Zwischen diesen Riegeln gab es noch gut Platz für eine Wohnbebauung – ein turmähnliches Gebäude mit drei Giebeln, spitzen Dächern und verspringender Fassade. Die pastelligen Fassadentöne orientieren sich am Farbleitplan für das traditionelle Frankfurter Äppelwoi-Viertel.

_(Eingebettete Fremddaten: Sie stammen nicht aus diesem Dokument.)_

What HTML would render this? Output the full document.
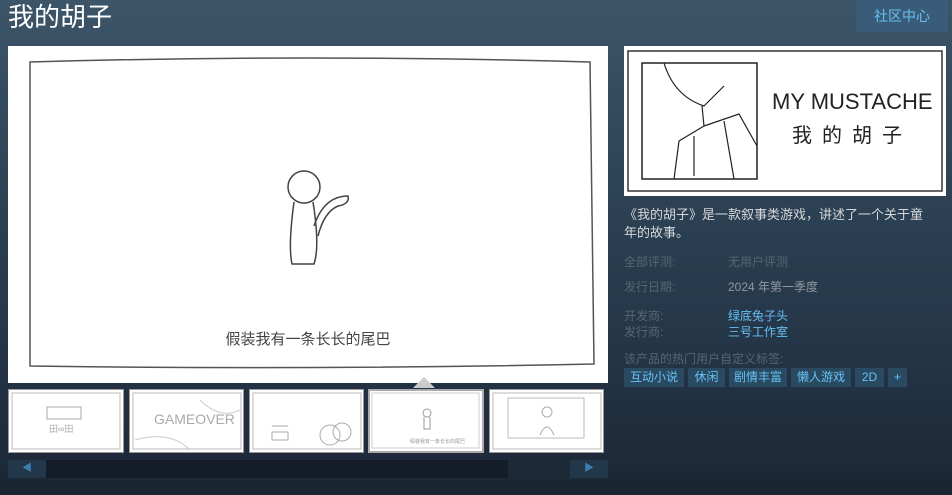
<!DOCTYPE html>
<html><head><meta charset="utf-8"><style>
*{margin:0;padding:0;box-sizing:border-box}
body{width:952px;height:495px;overflow:hidden;position:relative;font-family:"Liberation Sans","Noto Sans CJK SC",sans-serif;
background:linear-gradient(180deg,#3d5569 0%,#2e4457 35%,#233345 75%,#1b2634 100%)}
.a{position:absolute}
.t{left:8px;top:0px;font-size:26px;color:#fff;line-height:34px}
.btn{left:856px;top:0;width:92px;height:32px;background:#3a5c78;color:#66c0f4;font-size:14px;text-align:center;line-height:32px}
.main{left:8px;top:46px;width:600px;height:337px;background:#fff}
.cap{left:624px;top:46px;width:322px;height:150px;background:#fff}
.desc{left:624px;top:206px;width:302px;color:#d6d7d8;font-size:13px;line-height:18px}
.lab{color:#556772;font-size:12px}
.val{color:#8f98a0;font-size:12px}
.lnk{color:#66c0f4;font-size:12px}
.tag{top:368px;height:19px;background:#2a4a62;color:#67c1f5;font-size:12px;line-height:19px;text-align:center}
.th{top:389px;height:64px;background:#fff;border:1px solid #999}
.th svg{position:absolute;left:0;top:0}
.sb{left:8px;top:460px;width:600px;height:18px;background:#1c2a38}
</style></head><body>
<div class="a t">我的胡子</div>
<div class="a btn">社区中心</div>
<div class="a main">
<svg width="600" height="337" viewBox="0 0 600 337">
<path d="M22 16 Q300 8 582 16 L586 318 Q300 324 22 320 Z" fill="none" stroke="#555" stroke-width="1.5"/>
<circle cx="296" cy="141" r="16" fill="none" stroke="#444" stroke-width="1.5"/>
<path d="M286 156 Q280 200 284 218 L306 218 Q312 200 305 156" fill="none" stroke="#444" stroke-width="1.5"/>
<path d="M306 180 Q316 150 340 150 Q342 158 330 160 Q316 166 310 190" fill="none" stroke="#444" stroke-width="1.5"/>
<text x="300" y="298" font-size="15" fill="#444" text-anchor="middle" font-family="Noto Sans CJK SC,sans-serif">假装我有一条长长的尾巴</text>
</svg></div>
<div class="a cap">
<svg width="322" height="150"><rect x="4" y="5" width="314" height="140" fill="none" stroke="#333" stroke-width="1.5"/>
<rect x="18" y="17" width="115" height="116" fill="none" stroke="#222" stroke-width="1.5"/>
<path d="M40 17 Q50 50 80 60 L100 40 M78 60 L80 80 L115 68 L133 100 M80 80 L55 95 L50 133 M100 75 L110 133 M70 90 L70 130" fill="none" stroke="#222" stroke-width="1.2"/>
<text x="148" y="63" font-size="22" fill="#222" font-family="Liberation Sans,sans-serif">MY MUSTACHE</text>
<text x="168" y="96" font-size="20" fill="#222" letter-spacing="10" font-family="Noto Sans CJK SC,sans-serif">我的胡子</text></svg></div>
<div class="a desc">《我的胡子》是一款叙事类游戏，讲述了一个关于童年的故事。</div>
<div class="a lab" style="left:624px;top:253px">全部评测:</div><div class="a val" style="left:728px;top:253px;color:#556772">无用户评测</div>
<div class="a lab" style="left:624px;top:278px">发行日期:</div><div class="a val" style="left:728px;top:278px">2024 年第一季度</div>
<div class="a lab" style="left:624px;top:307px">开发商:</div><div class="a lnk" style="left:728px;top:307px">绿底兔子头</div>
<div class="a lab" style="left:624px;top:323px">发行商:</div><div class="a lnk" style="left:728px;top:323px">三号工作室</div>
<div class="a lab" style="left:624px;top:350px">该产品的热门用户自定义标签:</div>
<div class="a tag" style="left:624px;width:60px">互动小说</div>
<div class="a tag" style="left:688px;width:37px">休闲</div>
<div class="a tag" style="left:729px;width:58px">剧情丰富</div>
<div class="a tag" style="left:791px;width:60px">懒人游戏</div>
<div class="a tag" style="left:855px;width:29px">2D</div>
<div class="a tag" style="left:888px;width:19px">+</div>
<div class="a" style="left:413px;top:377px;width:0;height:0;border-left:11px solid transparent;border-right:11px solid transparent;border-bottom:11px solid #ccc"></div>
<div class="a th" style="left:8px;width:116px"><svg width="116" height="64"><rect x="3" y="3" width="108" height="56" fill="none" stroke="#bbb"/><rect x="38" y="17" width="34" height="12" fill="none" stroke="#aaa"/><text x="40" y="42" font-size="9" fill="#aaa">田∞田</text></svg></div>
<div class="a th" style="left:129px;width:115px"><svg width="115" height="64"><rect x="3" y="3" width="108" height="56" fill="none" stroke="#bbb"/><text x="24" y="34" font-size="14" fill="#aaa">GAMEOVER</text><path d="M5 50 Q40 40 60 60 M70 10 Q90 30 110 20" stroke="#ccc" fill="none"/></svg></div>
<div class="a th" style="left:249px;width:115px"><svg width="115" height="64"><rect x="3" y="3" width="108" height="56" fill="none" stroke="#bbb"/><path d="M22 36 h16 M22 50 h16 v-8 h-16z" stroke="#aaa" fill="none"/><circle cx="80" cy="45" r="10" fill="none" stroke="#aaa"/><circle cx="92" cy="42" r="9" fill="none" stroke="#aaa"/></svg></div>
<div class="a th" style="left:368px;width:116px;border:2px solid #aaa"><svg width="112" height="60"><rect x="2" y="2" width="107" height="55" fill="none" stroke="#ccc"/><circle cx="57" cy="22" r="4" fill="none" stroke="#999"/><path d="M54 26 v12 h6 v-12" stroke="#999" fill="none"/><text x="40" y="52" font-size="5" fill="#999">假装我有一条长长的尾巴</text></svg></div>
<div class="a th" style="left:489px;width:115px"><svg width="115" height="64"><rect x="3" y="3" width="108" height="56" fill="none" stroke="#bbb"/><rect x="18" y="8" width="76" height="40" fill="none" stroke="#bbb"/><circle cx="57" cy="22" r="5" fill="none" stroke="#aaa"/><path d="M50 45 q7-16 14 0" stroke="#aaa" fill="none"/></svg></div>
<div class="a sb"><div class="a" style="left:0;top:0;width:38px;height:18px;background:#22384a;color:#3b7fb0;font-size:10px;text-align:center;line-height:18px">◀</div>
<div class="a" style="left:38px;top:0;width:462px;height:18px;background:#141d27"></div>
<div class="a" style="left:562px;top:0;width:38px;height:18px;background:#22384a;color:#3b7fb0;font-size:10px;text-align:center;line-height:18px">▶</div></div>
<div class="a" style="left:0;top:480px;width:952px;height:15px;background:#1b2633"></div>
</body></html>
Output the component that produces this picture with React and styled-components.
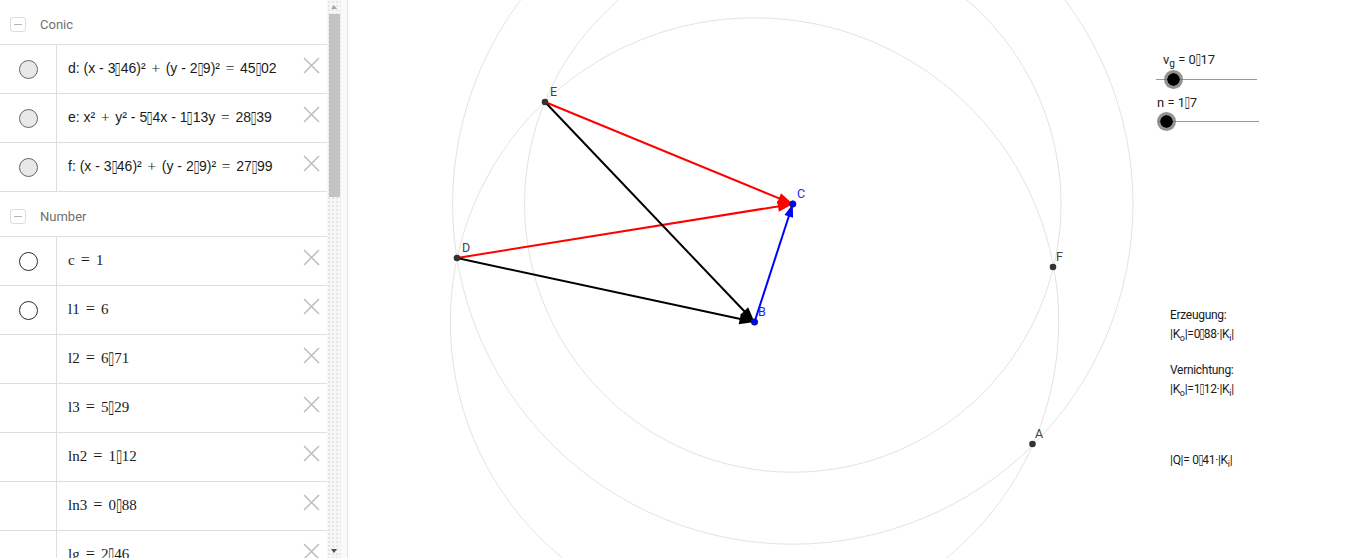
import React from 'react';
import styled, { createGlobalStyle } from 'styled-components';

const GlobalStyle = createGlobalStyle`
  html, body {
    margin: 0;
    padding: 0;
    background: #fff;
    overflow: hidden;
  }
  body {
    font-family: Roboto, "Liberation Sans", sans-serif;
  }
`;

// the decimal separator shows up as a missing glyph box in the original
const Tofu = styled.span`
  font-family: "DejaVu Sans", sans-serif;
  font-size: 1.2em;
  line-height: 0;
  display: inline-block;
  transform: scaleX(0.62);
  margin: 0 -2px;
`;

const Op = styled.span`
  font-family: "Liberation Serif", serif;
  font-size: 1.08em;
  margin: 0 2px;
`;

const fmt = (s) =>
  s.split('▯').flatMap((part, i) => (i === 0 ? [part] : [<Tofu key={i}>▯</Tofu>, part]));

// wider math spacing round "+" and "=" in the algebra rows
const formula = (s) =>
  s.split(/( [+=] )/).map((chunk, i) =>
    chunk === ' + ' || chunk === ' = ' ? (
      <Op key={'o' + i}>{chunk}</Op>
    ) : (
      <React.Fragment key={'t' + i}>{fmt(chunk)}</React.Fragment>
    )
  );

const groups = [
  {
    title: 'Conic',
    font: 'sans',
    rows: [
      { marble: 'grey', text: 'd: (x - 3▯46)² + (y - 2▯9)² = 45▯02' },
      { marble: 'grey', text: 'e: x² + y² - 5▯4x - 1▯13y = 28▯39' },
      { marble: 'grey', text: 'f: (x - 3▯46)² + (y - 2▯9)² = 27▯99' },
    ],
  },
  {
    title: 'Number',
    font: 'serif',
    rows: [
      { marble: 'white', text: 'c = 1' },
      { marble: 'white', text: 'l1 = 6' },
      { text: 'l2 = 6▯71' },
      { text: 'l3 = 5▯29' },
      { text: 'ln2 = 1▯12' },
      { text: 'ln3 = 0▯88' },
      { text: 'lg = 2▯46' },
      { text: 'n = 1▯7' },
    ],
  },
];

const Page = styled.div`
  display: flex;
  width: 1366px;
  height: 558px;
  overflow: hidden;
`;

const AlgebraPanel = styled.div`
  display: flex;
  width: 341px;
  flex-shrink: 0;
`;

const List = styled.div`
  width: 327px;
  overflow: hidden;
`;

const GroupHeader = styled.div`
  display: flex;
  align-items: center;
  height: 45px;
  box-sizing: border-box;
  padding-top: 5px;
  border-bottom: 1px solid #dedede;
`;

const Toggle = styled.span`
  display: flex;
  align-items: center;
  justify-content: center;
  width: 16px;
  height: 15px;
  margin-left: 10px;
  box-sizing: border-box;
  border: 1px solid #dcdcdc;
  border-radius: 3px;
  &::before {
    content: '';
    width: 8px;
    height: 1px;
    background: #b5b5b5;
  }
`;

const GroupTitle = styled.span`
  margin-left: 14px;
  font-size: 13px;
  color: #707070;
`;

const Row = styled.div`
  display: flex;
  height: 49px;
  box-sizing: border-box;
  border-bottom: 1px solid #dedede;
`;

const MarbleCell = styled.div`
  display: flex;
  align-items: center;
  justify-content: center;
  width: 56px;
  flex-shrink: 0;
  border-right: 1px solid #dedede;
`;

const Marble = styled.span`
  width: 19px;
  height: 19px;
  box-sizing: border-box;
  border-radius: 50%;
  border: 1px solid ${(p) => (p.$tone === 'grey' ? '#666' : '#2a2a2a')};
  background: ${(p) => (p.$tone === 'grey' ? '#e8e8e8' : '#fff')};
`;

const Formula = styled.div`
  flex: 1;
  display: flex;
  align-items: center;
  padding-left: 11px;
  padding-bottom: 2px;
  font-family: ${(p) =>
    p.$font === 'serif' ? '"Liberation Serif", serif' : '"Liberation Sans", Arial, sans-serif'};
  font-size: ${(p) => (p.$font === 'serif' ? '15px' : '14px')};
  color: #1a1a1a;
  white-space: pre;
`;

const CloseButton = styled.span`
  display: flex;
  align-items: center;
  width: 24px;
  padding-bottom: 8px;
  color: #bdbdbd;
`;

const Scrollbar = styled.div`
  display: flex;
  flex-direction: column;
  align-items: center;
  width: 14px;
  background-color: #f7f7f7;
  background-image: radial-gradient(#e3e3e3 0.7px, transparent 0.8px);
  background-size: 4px 4px;
`;

const ScrollArrow = styled.span`
  height: 14px;
  display: flex;
  align-items: center;
  justify-content: center;
  &::before {
    content: '';
    border-left: 3.5px solid transparent;
    border-right: 3.5px solid transparent;
    ${(p) =>
      p.$dir === 'up'
        ? 'border-bottom: 4px solid #a6a6a6;'
        : 'border-top: 4px solid #505050;'}
  }
`;

const Thumb = styled.span`
  width: 11px;
  height: 183px;
  background: #c3c3c3;
`;

const ScrollSpace = styled.span`
  flex: 1;
`;

const Splitter = styled.div`
  width: 6px;
  flex-shrink: 0;
  background: #fafafa;
  border-right: 1px solid #e4e4e4;
`;

const Canvas = styled.div`
  position: relative;
  flex: 1;
  background: #fff;
  svg {
    display: block;
  }
`;

const SliderBox = styled.div`
  position: absolute;
  left: ${(p) => p.$x}px;
  top: ${(p) => p.$y}px;
  width: 101px;
`;

const SliderLabel = styled.div`
  font-size: 13px;
  color: #222;
  margin-left: ${(p) => p.$indent}px;
  height: 18px;
  line-height: 18px;
  white-space: pre;
  sub {
    font-size: 10px;
    vertical-align: -3px;
    line-height: 0;
  }
`;

const Track = styled.div`
  position: relative;
  height: 1px;
  margin-top: ${(p) => p.$gap}px;
  background: #9a9a9a;
`;

const Knob = styled.span`
  position: absolute;
  left: ${(p) => p.$at}px;
  top: -9px;
  width: 13px;
  height: 13px;
  margin-left: -9px;
  border-radius: 50%;
  background: #000;
  border: 3px solid rgba(110, 110, 110, 0.75);
  background-clip: padding-box;
`;

const Note = styled.div`
  position: absolute;
  left: ${(p) => p.$x}px;
  top: ${(p) => p.$y}px;
  font-size: 12px;
  letter-spacing: -0.3px;
  line-height: 19px;
  color: #1a1a1a;
  white-space: pre;
  sub {
    font-size: 9px;
    vertical-align: -3px;
    line-height: 0;
  }
`;

const CloseIcon = () => (
  <svg width="17" height="17" viewBox="0 0 17 17">
    <path d="M1 1 L16 16 M16 1 L1 16" stroke="currentColor" strokeWidth="1.5" fill="none" />
  </svg>
);

const P = {
  D: [457, 258],
  E: [545, 102],
  C: [792.8, 204],
  B: [754.5, 322],
  F: [1053, 267],
  A: [1032.5, 444],
};

function Vector({ from, to, color, head = 15, half = 5.5 }) {
  const dx = to[0] - from[0];
  const dy = to[1] - from[1];
  const len = Math.hypot(dx, dy);
  const ux = dx / len;
  const uy = dy / len;
  const bx = to[0] - ux * head;
  const by = to[1] - uy * head;
  const px = -uy * half;
  const py = ux * half;
  return (
    <g>
      <line x1={from[0]} y1={from[1]} x2={bx + ux * 3} y2={by + uy * 3} stroke={color} strokeWidth="2" />
      <polygon points={`${to[0]},${to[1]} ${bx + px},${by + py} ${bx - px},${by - py}`} fill={color} />
    </g>
  );
}

function Geometry() {
  const labels = [
    ['E', 550, 96, '#444'],
    ['D', 462, 252, '#444'],
    ['C', 797, 198, '#1a1aff'],
    ['B', 758, 316, '#1a1aff'],
    ['F', 1056, 261, '#444'],
    ['A', 1035, 438, '#444'],
  ];
  return (
    <svg width="1018" height="558" viewBox="348 0 1018 558">
      <g fill="none" stroke="#e3e3e3" strokeWidth="1">
        <circle cx={P.C[0]} cy={P.C[1]} r="340.2" />
        <circle cx={P.C[0]} cy={P.C[1]} r="268.2" />
        <circle cx={P.B[0]} cy={P.B[1]} r="304.2" />
      </g>
      <Vector from={P.E} to={P.C} color="#ff0000" />
      <Vector from={P.D} to={P.C} color="#ff0000" />
      <Vector from={P.E} to={P.B} color="#000" />
      <Vector from={P.D} to={P.B} color="#000" />
      <Vector from={P.B} to={P.C} color="#0000ff" head={13} half={4.5} />
      {['D', 'E', 'F', 'A'].map((k) => (
        <circle key={k} cx={P[k][0]} cy={P[k][1]} r="3.3" fill="#333" />
      ))}
      {['B', 'C'].map((k) => (
        <circle key={k} cx={P[k][0]} cy={P[k][1]} r="3.2" fill="#0000ff" stroke="#1a1a4a" strokeWidth="0.8" />
      ))}
      {labels.map(([t, x, y, c]) => (
        <text key={t} x={x} y={y} fill={c} fontSize="12.5" fontFamily="Roboto, 'Liberation Sans', sans-serif">
          {t}
        </text>
      ))}
    </svg>
  );
}

export default function App() {
  return (
    <Page>
      <GlobalStyle />
      <AlgebraPanel>
        <List>
          {groups.map((g) => (
            <React.Fragment key={g.title}>
              <GroupHeader>
                <Toggle />
                <GroupTitle>{g.title}</GroupTitle>
              </GroupHeader>
              {g.rows.map((r) => (
                <Row key={r.text}>
                  <MarbleCell>{r.marble && <Marble $tone={r.marble} />}</MarbleCell>
                  <Formula $font={g.font}>{formula(r.text)}</Formula>
                  <CloseButton>
                    <CloseIcon />
                  </CloseButton>
                </Row>
              ))}
            </React.Fragment>
          ))}
        </List>
        <Scrollbar>
          <ScrollArrow $dir="up" />
          <Thumb />
          <ScrollSpace />
          <ScrollArrow $dir="down" />
        </Scrollbar>
      </AlgebraPanel>
      <Splitter />
      <Canvas>
        <Geometry />
        <SliderBox $x={808} $y={51}>
          <SliderLabel $indent={7}>
            v<sub>g</sub> = {fmt('0▯17')}
          </SliderLabel>
          <Track $gap={10}>
            <Knob $at={17} />
          </Track>
        </SliderBox>
        <SliderBox $x={810} $y={94}>
          <SliderLabel $indent={-1}>n = {fmt('1▯7')}</SliderLabel>
          <Track $gap={9}>
            <Knob $at={8} />
          </Track>
        </SliderBox>
        <Note $x={822} $y={306}>
          Erzeugung:
          {'\n'}|K<sub>o</sub>|={fmt('0▯88')}·|K<sub>i</sub>|
        </Note>
        <Note $x={822} $y={361}>
          Vernichtung:
          {'\n'}|K<sub>o</sub>|={fmt('1▯12')}·|K<sub>i</sub>|
        </Note>
        <Note $x={822} $y={451}>
          |Q|= {fmt('0▯41')}·|K<sub>i</sub>|
        </Note>
      </Canvas>
    </Page>
  );
}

In Städten bedeutet Platz bares Geld, also gehört auch die Verdichtung zu den Leitthemen. Aber nachdem sie schon sein muss, dann bitte auch mit dem nötigen Feingefühl, wie ein Mehrfamilienhaus in der anspruchsvollen Frankfurter Metzlerstraße beweist. Es vollzieht den Übergang von vierstöckigen zu dreistöckigen Bestandsbauten nach und zitiert an der Fassade Elemente des für Frankfurt so charakteristischen klassizistischen Wohnungsbaus – ein moderner Baukörper, der nicht modisch erscheint.

Fabrik wird zu Büro

Ein eigenes, immer wichtiger werdendes Thema ist die Konversion. „Es gibt unzählige ehemalige Schulen, Fabrikbauten oder Altersheime mit erhaltenswerten Gebäudesubstanzen, die neuen Bestimmung zugeführt werden wollen“, resümiert Jo Franzke und zitiert das Schicksal der ehemaligen Jade-Fabrik in Frankfurt. Der Klinkerbau aus dem Jahre 1923 war ursprünglich viergeschossig und trug ein Walmdach. Über einen zweigeschossigen Aufbau mit Metallverkleidung hat das Architekturbüro die ursprüngliche Kubatur wieder hergestellt und über Lichtschächte das Tageslicht auch die innen liegenden Räume gebracht.

Jo Franzke war das erste Mal in Neumarkt und hat mit seinem Blick fürs große Ganze der Jurastadt ein rundum positives Zeugnis ausgestellt. Umso unverständlicher war für ihn deswegen der Status Quo des Stadtführers – und empfahl unumwunden eine Neuauflage.